No seu rastro ele foi enfileirando práticas características de um delinquente, sem respeitar limites nem seguir o mais elementar padrão moral, ético ou político. Imaginava-se que, talvez, os rituais e as normas do cargo máximo da administração pública pudessem levá-lo a uma mudança de comportamento.

No entanto, continuou a agir igual ao procedimento familiar, grupal e corporativo de antes. Age dentro e fora (no cercadinho) dos palácios do Planalto e da Alvorada como na Barra da Tijuca. E levou esse modo de proceder para a sede das Nações Unidas, abstraindo a presença do alto mundo diplomático e de representação dos países do planeta.

Bolsonaro não é desse mundo. É um desajustado da contemporaneidade, um estranho na corte, um desajeitado, um penetra, um furão. Tem a sua carteira de representante da oitava nação da comunidade humana legitimada pela sua eleição em 2018.

Mas tem se esmerado em desrespeitar e agredir a sociedade e sua forma de organização. Ele não é um construtor. Sua especialidade é destruir. Sua natureza é maligna. Seu ser é incompatível com o bem comum. Seu individualismo extremo repele o que seja coletividade.
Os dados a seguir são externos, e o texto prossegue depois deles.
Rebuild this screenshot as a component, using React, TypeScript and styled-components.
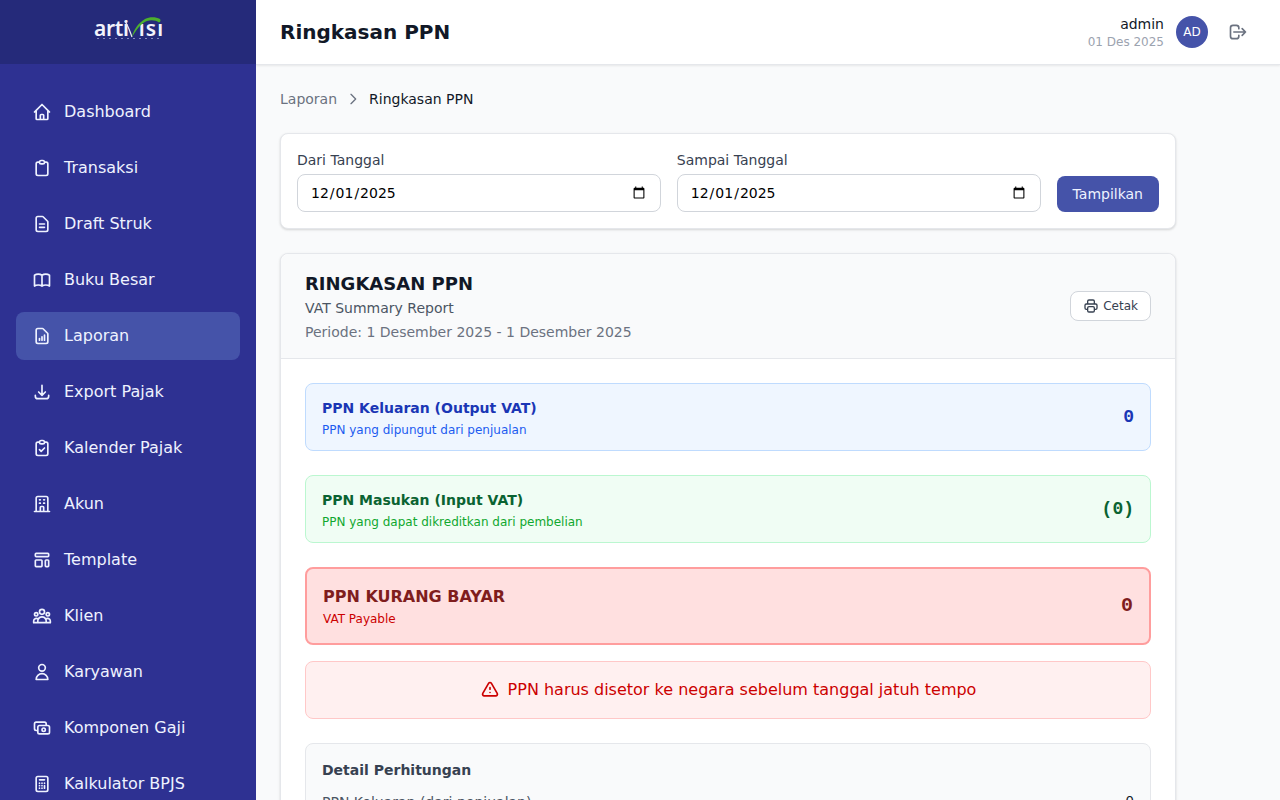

Com meus companheiros de viagem, empenhei a minha vida na defesa de causas públicas e na busca por ideais e utopias. Perdemos muitas batalhas, mas ainda tínhamos a esperança de haver novas oportunidades à frente. Essa crença se tornou ilusória. Olhando o horizonte, é impossível não recear de que embarcamos mesmo no trem errado.

Não só por culpa desse desatino no comando do país. Pelo próprio país também. E pelo mundo igualmente. As mentes das pessoas se atrofiam e sua capacidade de exercer o livre arbítrio com base num bom conhecimento de si e do mundo se desfaz, se liquefaz.

Cresce o poder dos “influenciadores” da internet, os sacerdotes dos tempos atuais de tecnologia veloz, miniaturizada, mimética. Obtêm fortunas por suas mentiras edulcoradas, valendo-se daquilo que Marx chamou de idiotia rural. Depois da maior revolução tecnológica, que globalizou o planeta, a expressão ficou mais singular. É simplesmente idiotia.

Amigo leitor: dê o sinal ao motorista; quero descer.